It's no great secret that I don't like children. As far as I'm concerned they're a bunch of loud, objectionable little people who serve no useful function in society. Inexplicably, there are some who disagree. Given this starting point, it shouldn't come as a great surprise that I don't have much nice to say about Mitchell Langcaster-James of Eastfield Primary School, East Yorkshire. The little shit is apparently worried about the effects of tomorrow's strike by local government workers and decided to pen a missive bemoaning its effect on his education:
"I don't think it would be setting a good example," he said in his letter.

"I don't want to miss school on Tuesday for we have double literacy in which I am writing a story that I would like to continue.
Yes that's right. He's disappointed that he's gonna miss "double literacy". It doesn't appear to have occured to Mitchell that in writing his media-friendly epistle he has just demonstrated that he doesn't need to be in school to write and is more than capable of doing it in his own time. Hell, he could even start his own blog if he wanted to. Fuck knows, the blogosphere isn't short of uninteresting, semi-literate fuckwits. Nobody's going to notice another one.

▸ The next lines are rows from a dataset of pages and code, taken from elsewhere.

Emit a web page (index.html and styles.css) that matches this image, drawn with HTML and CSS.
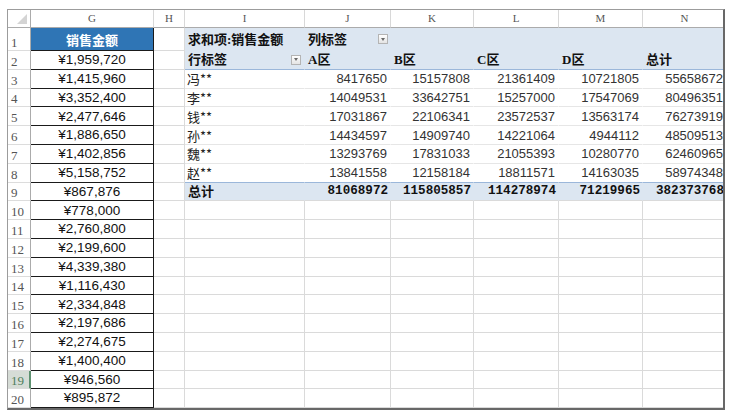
FILE: index.html
```html
<!DOCTYPE html>
<html>
<head>
<meta charset="utf-8">
<link rel="stylesheet" href="styles.css">
</head>
<body>
<div class="frame">
<div class="sheet">
  <div class="c hd corner"><svg width="10" height="10" viewBox="0 0 10 10"><polygon points="10,0 10,10 0,10" fill="#d4d4d4"/></svg></div>
  <div class="c hd">G</div><div class="c hd">H</div><div class="c hd">I</div><div class="c hd">J</div><div class="c hd">K</div><div class="c hd">L</div><div class="c hd">M</div><div class="c hd">N</div>

  <div class="c rn">1</div><div class="c gh">销售金额</div><div class="c e"></div>
  <div class="c pv r1 ptxt">求和项:销售金额</div><div class="c pv r1 ptxt">列标签<span class="dd dd-j"></span></div><div class="c pv r1"></div><div class="c pv r1"></div><div class="c pv r1"></div><div class="c pv r1"></div>

  <div class="c rn">2</div><div class="c g">¥1,959,720</div><div class="c e"></div>
  <div class="c pv r2 ptxt">行标签<span class="dd dd-i"></span></div><div class="c pv r2 ptxt">A区</div><div class="c pv r2 ptxt">B区</div><div class="c pv r2 ptxt">C区</div><div class="c pv r2 ptxt">D区</div><div class="c pv r2 ptxt">总计</div>

  <div class="c rn">3</div><div class="c g">¥1,415,960</div><div class="c e"></div>
  <div class="c pd nm">冯**</div><div class="c pd num">8417650</div><div class="c pd num">15157808</div><div class="c pd num">21361409</div><div class="c pd num">10721805</div><div class="c pd num">55658672</div>

  <div class="c rn">4</div><div class="c g">¥3,352,400</div><div class="c e"></div>
  <div class="c pd nm">李**</div><div class="c pd num">14049531</div><div class="c pd num">33642751</div><div class="c pd num">15257000</div><div class="c pd num">17547069</div><div class="c pd num">80496351</div>

  <div class="c rn">5</div><div class="c g">¥2,477,646</div><div class="c e"></div>
  <div class="c pd nm">钱**</div><div class="c pd num">17031867</div><div class="c pd num">22106341</div><div class="c pd num">23572537</div><div class="c pd num">13563174</div><div class="c pd num">76273919</div>

  <div class="c rn">6</div><div class="c g">¥1,886,650</div><div class="c e"></div>
  <div class="c pd nm">孙**</div><div class="c pd num">14434597</div><div class="c pd num">14909740</div><div class="c pd num">14221064</div><div class="c pd num">4944112</div><div class="c pd num">48509513</div>

  <div class="c rn">7</div><div class="c g">¥1,402,856</div><div class="c e"></div>
  <div class="c pd nm">魏**</div><div class="c pd num">13293769</div><div class="c pd num">17831033</div><div class="c pd num">21055393</div><div class="c pd num">10280770</div><div class="c pd num">62460965</div>

  <div class="c rn">8</div><div class="c g">¥5,158,752</div><div class="c e"></div>
  <div class="c pd nm">赵**</div><div class="c pd num">13841558</div><div class="c pd num">12158184</div><div class="c pd num">18811571</div><div class="c pd num">14163035</div><div class="c pd num">58974348</div>

  <div class="c rn">9</div><div class="c g">¥867,876</div><div class="c e"></div>
  <div class="c pt ptxt">总计</div><div class="c pt tnum">81068972</div><div class="c pt tnum">115805857</div><div class="c pt tnum">114278974</div><div class="c pt tnum">71219965</div><div class="c pt tnum">382373768</div>

  <div class="c rn">10</div><div class="c g">¥778,000</div><div class="c e"></div><div class="c e"></div><div class="c e"></div><div class="c e"></div><div class="c e"></div><div class="c e"></div><div class="c e"></div>
  <div class="c rn">11</div><div class="c g">¥2,760,800</div><div class="c e"></div><div class="c e"></div><div class="c e"></div><div class="c e"></div><div class="c e"></div><div class="c e"></div><div class="c e"></div>
  <div class="c rn">12</div><div class="c g">¥2,199,600</div><div class="c e"></div><div class="c e"></div><div class="c e"></div><div class="c e"></div><div class="c e"></div><div class="c e"></div><div class="c e"></div>
  <div class="c rn">13</div><div class="c g">¥4,339,380</div><div class="c e"></div><div class="c e"></div><div class="c e"></div><div class="c e"></div><div class="c e"></div><div class="c e"></div><div class="c e"></div>
  <div class="c rn">14</div><div class="c g">¥1,116,430</div><div class="c e"></div><div class="c e"></div><div class="c e"></div><div class="c e"></div><div class="c e"></div><div class="c e"></div><div class="c e"></div>
  <div class="c rn">15</div><div class="c g">¥2,334,848</div><div class="c e"></div><div class="c e"></div><div class="c e"></div><div class="c e"></div><div class="c e"></div><div class="c e"></div><div class="c e"></div>
  <div class="c rn">16</div><div class="c g">¥2,197,686</div><div class="c e"></div><div class="c e"></div><div class="c e"></div><div class="c e"></div><div class="c e"></div><div class="c e"></div><div class="c e"></div>
  <div class="c rn">17</div><div class="c g">¥2,274,675</div><div class="c e"></div><div class="c e"></div><div class="c e"></div><div class="c e"></div><div class="c e"></div><div class="c e"></div><div class="c e"></div>
  <div class="c rn">18</div><div class="c g">¥1,400,400</div><div class="c e"></div><div class="c e"></div><div class="c e"></div><div class="c e"></div><div class="c e"></div><div class="c e"></div><div class="c e"></div>
  <div class="c rn sel">19</div><div class="c g">¥946,560</div><div class="c e"></div><div class="c e"></div><div class="c e"></div><div class="c e"></div><div class="c e"></div><div class="c e"></div><div class="c e"></div>
  <div class="c rn">20</div><div class="c g">¥895,872</div><div class="c e"></div><div class="c e"></div><div class="c e"></div><div class="c e"></div><div class="c e"></div><div class="c e"></div><div class="c e"></div>
</div>
</div>
</body>
</html>
```

FILE: styles.css
```css
html, body {
  margin: 0;
  padding: 0;
  background: #ffffff;
}

.frame {
  margin: 9px 0 0 7px;
  width: 715px;
  height: 398px;
  border-top: 1px solid #9c9c9c;
  border-left: 1px solid #9c9c9c;
  border-right: 2px solid #686868;
  border-bottom: 2px solid #686868;
  overflow: hidden;
  background: #ffffff;
}

.sheet {
  display: grid;
  grid-template-columns: 23px 123px 31px 120px 86px 83px 85px 84px 84px;
  grid-template-rows: 18px 23px repeat(19, 18.8px);
  width: 719px;
}

.c {
  box-sizing: border-box;
  border-right: 1px solid #dadada;
  border-bottom: 1px solid #dadada;
  display: flex;
  align-items: center;
  overflow: hidden;
  white-space: nowrap;
  line-height: 1;
}

.hd {
  justify-content: center;
  font-family: "Liberation Serif", "DejaVu Serif", serif;
  font-size: 11px;
  color: #555555;
  background: #ffffff;
  border-bottom-color: #ababab;
  border-right-color: #d8d8d8;
}

.corner {
  justify-content: flex-end;
  align-items: flex-end;
  padding: 0 3px 3px 0;
  border-right-color: #ababab;
}

.rn {
  font-family: "Liberation Serif", "DejaVu Serif", serif;
  font-size: 13px;
  color: #555555;
  align-items: flex-end;
  padding: 0 0 1px 3px;
  border-right-color: #ababab;
  border-bottom-color: #dcdcdc;
}

.rn.sel {
  background: #d6dcd6;
  color: #4f7f5c;
  border-right: 2px solid #5d9170;
}

.g {
  justify-content: center;
  font-family: "Liberation Sans", Arial, sans-serif;
  font-size: 13.5px;
  color: #111111;
  border-right-color: #1a1a1a;
  border-bottom-color: #1a1a1a;
}

.gh {
  justify-content: center;
  background: #2f75b5;
  color: #ffffff;
  font-family: "Noto Sans CJK SC", sans-serif;
  font-weight: bold;
  font-size: 13px;
  border-right-color: #1a1a1a;
  border-bottom-color: #1a1a1a;
}

.pv {
  background: #dce6f1;
  border-right-color: transparent;
}

.pv.r1 {
  border-bottom-color: transparent;
}

.pv.r2 {
  border-bottom-color: #9bb7da;
}

.ptxt {
  font-family: "Liberation Serif", "Noto Sans CJK SC", serif;
  font-weight: bold;
  font-size: 13px;
  color: #111111;
  padding-left: 3px;
}

.pd {
  border-right-color: transparent;
  border-bottom-color: #e6e6e6;
}

.nm {
  font-family: "Noto Sans CJK SC", sans-serif;
  font-size: 13px;
  color: #222222;
  padding-left: 2px;
}

.num {
  justify-content: flex-end;
  font-family: "Liberation Sans", Arial, sans-serif;
  font-size: 13px;
  color: #333333;
  padding-right: 3px;
}

.pt {
  background: #dce6f1;
  border-right-color: transparent;
  border-top: 1px solid #9bb7da;
  margin-top: -1px;
  border-bottom-color: #dadada;
}

.tnum {
  justify-content: flex-end;
  font-family: "Liberation Mono", "DejaVu Sans Mono", monospace;
  font-weight: bold;
  font-size: 12.6px;
  color: #111111;
  padding-right: 2px;
}

.dd {
  box-sizing: border-box;
  width: 10px;
  height: 10px;
  margin-left: auto;
  border: 1px solid #b4b4b4;
  background: linear-gradient(#ffffff, #e4e4e4);
  display: flex;
  align-items: center;
  justify-content: center;
}

.dd::after {
  content: "";
  border-left: 2.5px solid transparent;
  border-right: 2.5px solid transparent;
  border-top: 3px solid #6a6a6a;
}

.dd-i {
  margin-right: 3px;
}

.dd-j {
  margin-right: 2px;
}
```
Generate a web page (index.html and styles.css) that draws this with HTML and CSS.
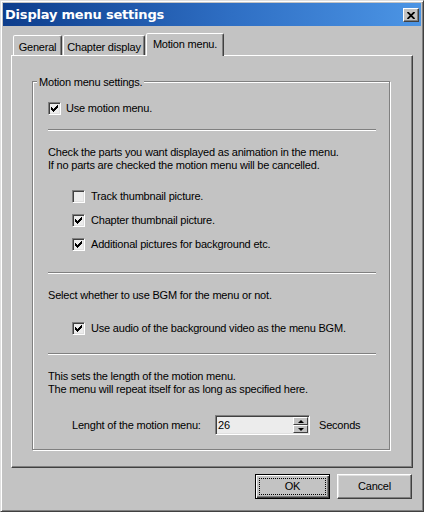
FILE: index.html
```html
<!DOCTYPE html>
<html>
<head>
<meta charset="utf-8">
<title>Display menu settings</title>
<link rel="stylesheet" href="styles.css">
</head>
<body>
<div class="window">
  <div class="titlebar">
    <span class="title">Display menu settings</span>
    <span class="close"><svg width="8" height="7" viewBox="0 0 8 7"><path d="M0.5 0 L7.5 7 M7.5 0 L0.5 7" stroke="#000" stroke-width="1.8"/></svg></span>
  </div>
  <div class="tabs">
    <div class="tab t-general">General</div>
    <div class="tab t-chapter">Chapter display</div>
    <div class="tab t-motion">Motion menu.</div>
  </div>
  <div class="panel">
    <div class="group">
      <div class="legend">Motion menu settings.</div>
      <div class="row r-use"><span class="cb"><svg class="chk" width="7" height="7" viewBox="0 0 7 7"><path d="M0 2h1v3h-1z M1 3h1v3h-1z M2 4h1v3h-1z M3 3h1v3h-1z M4 2h1v3h-1z M5 1h1v3h-1z M6 0h1v3h-1z" fill="#000"/></svg></span><span>Use motion menu.</span></div>
      <div class="sep s1"></div>
      <p class="note n1">Check the parts you want displayed as animation in the menu.<br>If no parts are checked the motion menu will be cancelled.</p>
      <div class="row ind r-track"><span class="cb"></span><span>Track thumbnail picture.</span></div>
      <div class="row ind r-chapter"><span class="cb"><svg class="chk" width="7" height="7" viewBox="0 0 7 7"><path d="M0 2h1v3h-1z M1 3h1v3h-1z M2 4h1v3h-1z M3 3h1v3h-1z M4 2h1v3h-1z M5 1h1v3h-1z M6 0h1v3h-1z" fill="#000"/></svg></span><span>Chapter thumbnail picture.</span></div>
      <div class="row ind r-add"><span class="cb"><svg class="chk" width="7" height="7" viewBox="0 0 7 7"><path d="M0 2h1v3h-1z M1 3h1v3h-1z M2 4h1v3h-1z M3 3h1v3h-1z M4 2h1v3h-1z M5 1h1v3h-1z M6 0h1v3h-1z" fill="#000"/></svg></span><span>Additional pictures for background etc.</span></div>
      <div class="sep s2"></div>
      <p class="note n2">Select whether to use BGM for the menu or not.</p>
      <div class="row ind r-audio"><span class="cb"><svg class="chk" width="7" height="7" viewBox="0 0 7 7"><path d="M0 2h1v3h-1z M1 3h1v3h-1z M2 4h1v3h-1z M3 3h1v3h-1z M4 2h1v3h-1z M5 1h1v3h-1z M6 0h1v3h-1z" fill="#000"/></svg></span><span>Use audio of the background video as the menu BGM.</span></div>
      <div class="sep s3"></div>
      <p class="note n3">This sets the length of the motion menu.<br>The menu will repeat itself for as long as specified here.</p>
      <div class="len">
        <span class="len-label">Lenght of the motion menu:</span>
        <div class="edit">
          <span class="val">26</span>
          <span class="spin"><span class="sb up"><i></i></span><span class="sb down"><i></i></span></span>
        </div>
        <span class="unit">Seconds</span>
      </div>
    </div>
  </div>
  <div class="buttons">
    <div class="btn default"><span class="focus">OK</span></div>
    <div class="btn">Cancel</div>
  </div>
</div>
</body>
</html>
```
FILE: styles.css
```css
html, body {
  margin: 0;
  padding: 0;
  background: #c3c3c3;
}

.window {
  width: 424px;
  height: 512px;
  box-sizing: border-box;
  background: #c3c3c3;
  border: 1px solid;
  border-color: #dfdfdf #404040 #404040 #dfdfdf;
  box-shadow: inset 1px 1px #fff, inset -1px -1px #808080;
  padding: 2px;
  display: flex;
  flex-direction: column;
  font-family: "Liberation Sans", Arial, sans-serif;
  font-size: 11px;
  letter-spacing: -0.2px;
  color: #000;
}

.titlebar {
  height: 23px;
  flex: none;
  display: flex;
  align-items: center;
  justify-content: space-between;
  padding: 0 2px 0 2px;
  background: linear-gradient(to right, #0d3d8c, #2f6fc4 55%, #4c95e5);
}

.title {
  font-family: "DejaVu Sans", Verdana, sans-serif;
  font-weight: bold;
  font-size: 13px;
  letter-spacing: -0.2px;
  color: #fff;
  line-height: 16px;
}

.close {
  width: 16px;
  height: 14px;
  box-sizing: border-box;
  background: #c3c3c3;
  border: 1px solid;
  border-color: #fff #404040 #404040 #fff;
  box-shadow: inset -1px -1px #808080;
  display: flex;
  align-items: center;
  justify-content: center;
  margin-top: 1px;
}

.tabs {
  flex: none;
  display: flex;
  align-items: flex-end;
  height: 22px;
  margin-top: 7px;
  padding-left: 8px;
}

.tab {
  height: 20px;
  box-sizing: border-box;
  border: 1px solid;
  border-bottom: none;
  border-color: #fff #404040 transparent #fff;
  box-shadow: inset -1px 0 #808080;
  border-radius: 2px 2px 0 0;
  text-align: center;
  padding-top: 5px;
  line-height: 13px;
  background: #c3c3c3;
}

.t-general {
  width: 49px;
  margin-left: 2px;
}

.t-chapter {
  width: 82px;
  margin-left: 1px;
}

.t-motion {
  width: 78px;
  margin-left: 1px;
  height: 23px;
  margin-bottom: -1px;
  padding-top: 4px;
  position: relative;
  z-index: 1;
}

.panel {
  flex: none;
  height: 413px;
  box-sizing: border-box;
  margin: 0 8px;
  border: 1px solid;
  border-color: #fff #404040 #404040 #fff;
  box-shadow: inset -1px -1px #808080;
  padding: 25px 0 0 20px;
}

.group {
  width: 358px;
  box-sizing: border-box;
  border: 1px solid #808080;
  box-shadow: inset 1px 1px #fff, 1px 1px #fff;
  display: flex;
  flex-direction: column;
  align-items: flex-start;
  padding: 0 13px 14px 15px;
}

.legend {
  margin: -6px 0 0 -11px;
  padding: 0 2px;
  line-height: 13px;
  background: #c3c3c3;
}

.row {
  display: flex;
  align-items: center;
  height: 13px;
  gap: 6px;
  line-height: 13px;
  white-space: nowrap;
}

.ind {
  margin-left: 24px;
}

.r-use { margin-top: 13px; gap: 5px; }
.r-track { margin-top: 18px; }
.r-chapter { margin-top: 11px; }
.r-add { margin-top: 11px; }
.r-audio { margin-top: 20px; }

.cb {
  width: 13px;
  height: 13px;
  box-sizing: border-box;
  flex: none;
  border: 1px solid;
  border-color: #808080 #fff #fff #808080;
  box-shadow: inset 1px 1px #404040, inset -1px -1px #dfdfdf;
  background: #ececec;
}

.chk {
  display: block;
  margin: 2px 0 0 2px;
  shape-rendering: crispEdges;
}

.sep {
  align-self: stretch;
  height: 0;
  border-top: 1px solid #808080;
  border-bottom: 1px solid #fff;
}

.s1 { margin-top: 14px; }
.s2 { margin-top: 21px; }
.s3 { margin-top: 18px; }

.note {
  margin: 15px 0 0 0;
  line-height: 13px;
  white-space: nowrap;
}

.len {
  display: flex;
  align-items: center;
  height: 20px;
  margin: 19px 0 0 24px;
  white-space: nowrap;
}

.len-label {
  width: 143px;
  flex: none;
}

.edit {
  width: 95px;
  height: 20px;
  box-sizing: border-box;
  flex: none;
  border: 1px solid;
  border-color: #808080 #fff #fff #808080;
  box-shadow: inset 1px 1px #404040, inset -1px -1px #dfdfdf;
  background: #ececec;
  display: flex;
  align-items: center;
  justify-content: space-between;
  padding: 1px 1px 1px 2px;
}

.val {
  line-height: 13px;
}

.spin {
  width: 15px;
  height: 16px;
  display: flex;
  flex-direction: column;
}

.sb {
  flex: 1;
  box-sizing: border-box;
  background: #c3c3c3;
  border: 1px solid;
  border-color: #fff #404040 #404040 #fff;
  display: flex;
  align-items: center;
  justify-content: center;
}

.sb i {
  width: 0;
  height: 0;
  border-left: 3px solid transparent;
  border-right: 3px solid transparent;
}

.up i {
  border-bottom: 3px solid #000;
}

.down i {
  border-top: 3px solid #000;
}

.unit {
  margin-left: 9px;
}

.buttons {
  flex: none;
  display: flex;
  justify-content: flex-end;
  gap: 7px;
  margin-top: 6px;
  padding-right: 9px;
}

.btn {
  width: 75px;
  height: 25px;
  box-sizing: border-box;
  border: 1px solid;
  border-color: #fff #404040 #404040 #fff;
  box-shadow: inset -1px -1px #808080, inset 1px 1px #dfdfdf;
  display: flex;
  align-items: center;
  justify-content: center;
  font-size: 11px;
  line-height: 13px;
}

.btn.default {
  border-color: #000;
  box-shadow: inset 1px 1px #fff, inset -1px -1px #404040, inset -2px -2px #808080;
  padding: 3px;
}

.focus {
  flex: 1;
  align-self: stretch;
  border: 1px dotted #000;
  display: flex;
  align-items: center;
  justify-content: center;
}
```
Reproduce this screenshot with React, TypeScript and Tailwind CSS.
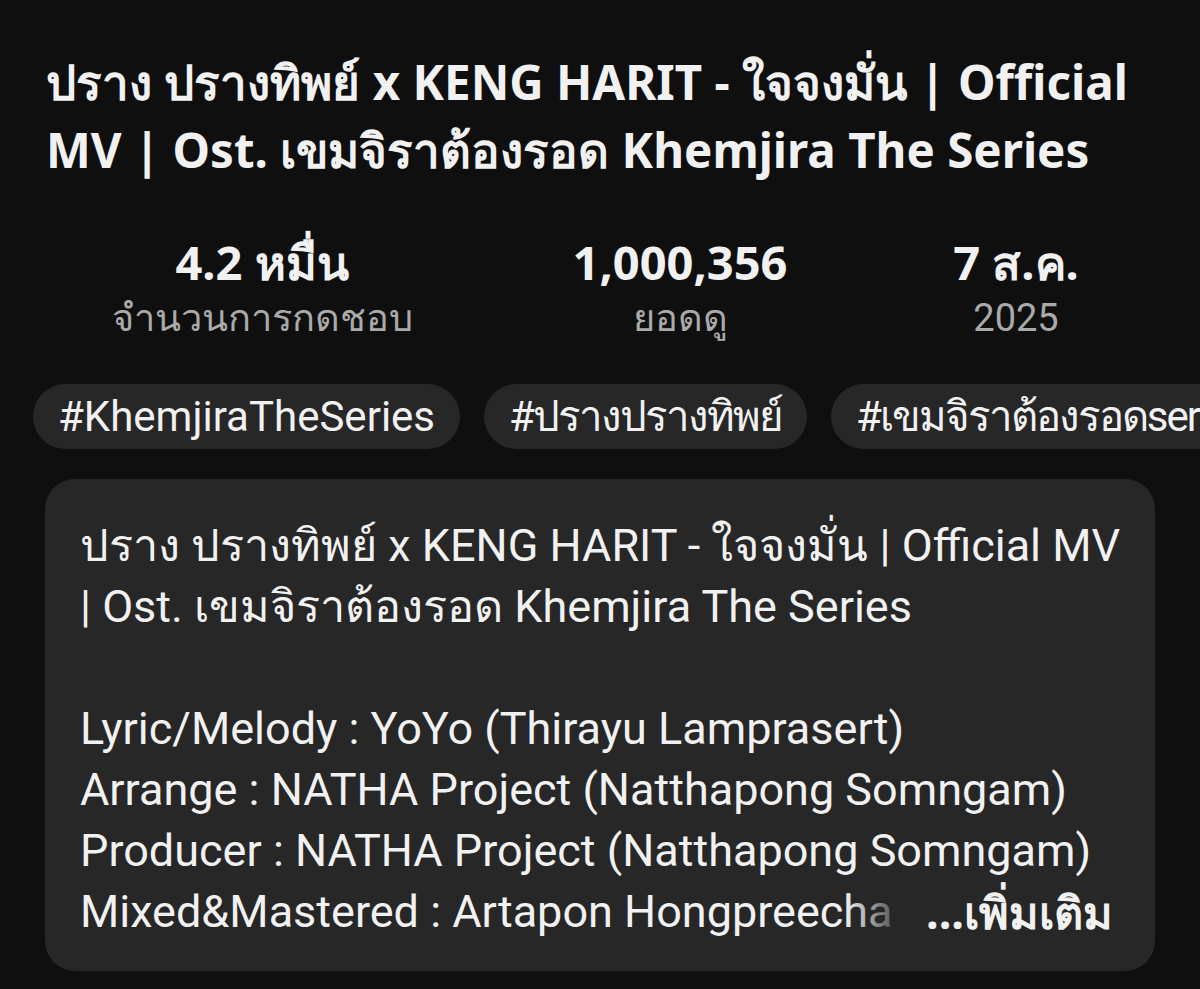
import React from 'react';

const stats = [
  { value: '4.2 หมื่น', label: 'จำนวนการกดชอบ', box: 'w-[324px]' },
  { value: '1,000,356', label: 'ยอดดู', box: 'ml-[92px] w-[328px]' },
  { value: '7 ส.ค.', label: '2025', box: 'ml-[76px] w-[192px]' },
];

// Thai tags get slightly tighter tracking so the fallback face isn't too wide
const tags = [
  { text: '#KhemjiraTheSeries', track: '' },
  { text: '#ปรางปรางทิพย์', track: 'tracking-[-2px]' },
  { text: '#เขมจิราต้องรอดseries', track: 'tracking-[-2px]' },
];

const credits = [
  'Lyric/Melody : YoYo (Thirayu Lamprasert)',
  'Arrange : NATHA Project (Natthapong Somngam)',
  'Producer : NATHA Project (Natthapong Somngam)',
];

export default function App() {
  return (
    <div className="w-[1200px] h-[989px] overflow-hidden bg-[#0f0f0f] text-white font-['Roboto','Noto_Sans',sans-serif]">
      {/* Video title */}
      <h1 className="px-[46px] pt-[48px] text-[47.5px] leading-[68px] font-bold text-[#f1f1f1] whitespace-nowrap font-['Noto_Sans','Open_Sans',sans-serif]">
        ปราง ปรางทิพย์ x KENG HARIT - ใจจงมั่น | Official
        <br />
        MV | Ost. เขมจิราต้องรอด Khemjira The Series
      </h1>

      {/* Likes / views / date */}
      <div className="mt-[50px] flex pl-[100px]">
        {stats.map((s) => (
          <div key={s.label} className={`${s.box} flex flex-col items-center`}>
            <span className="text-[47px] leading-[56px] font-bold text-[#f1f1f1] font-['Noto_Sans',sans-serif]">{s.value}</span>
            <span className="text-[38px] leading-[56px] text-[#aaaaaa]">{s.label}</span>
          </div>
        ))}
      </div>

      {/* Hashtag chips */}
      <div className="mt-[38px] flex gap-[24px] pl-[33px] overflow-hidden whitespace-nowrap">
        {tags.map((t) => (
          <div key={t.text} className={`shrink-0 h-[65px] px-[25px] rounded-full bg-[#272727] flex items-center text-[42px] text-[#f1f1f1] ${t.track}`}>
            {t.text}
          </div>
        ))}
      </div>

      {/* Description card */}
      <div className="mt-[30px] mx-[45px] rounded-[30px] bg-[#272727] pl-[35px] pr-[42px] pt-[36px] pb-[29px] text-[45px] leading-[61px] text-[#f1f1f1] whitespace-nowrap">
        <p>ปราง ปรางทิพย์ x KENG HARIT - ใจจงมั่น | Official MV</p>
        <p>| Ost. เขมจิราต้องรอด Khemjira The Series</p>
        <p>&nbsp;</p>
        {credits.map((c) => (
          <p key={c}>{c}</p>
        ))}
        <div className="flex items-center">
          <div className="relative flex-1 min-w-0 overflow-hidden">
            <span className="relative">
              Mixed&amp;Mastered : Artapon Hongpreecha
              <span className="absolute inset-y-0 right-0 w-[48px] bg-gradient-to-r from-transparent to-[#272727]/75" />
            </span>
          </div>
          <span className="shrink-0 ml-[30px] font-bold font-['Noto_Sans',sans-serif]">...เพิ่มเติม</span>
        </div>
      </div>
    </div>
  );
}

Despite being picked up by the paragon of journalistic integrity that is the Beeb, nobody seems to have done any serious investigation of this story. There aren't - at least so far as I can tell - any interviews with Mitchell or his parents. This lack of anything even vaguely resembling serious journalism is intriguing. Mitchell is eight-years old. He isn't even half-way to his first legal piss-up. Don't you think somebody should at least have asked if his scribblings were encouraged by mummy and daddy? Personally, I'd put money on it.

Long story short: ignore the whingeing; support the strike.

[Cheers Dan C.]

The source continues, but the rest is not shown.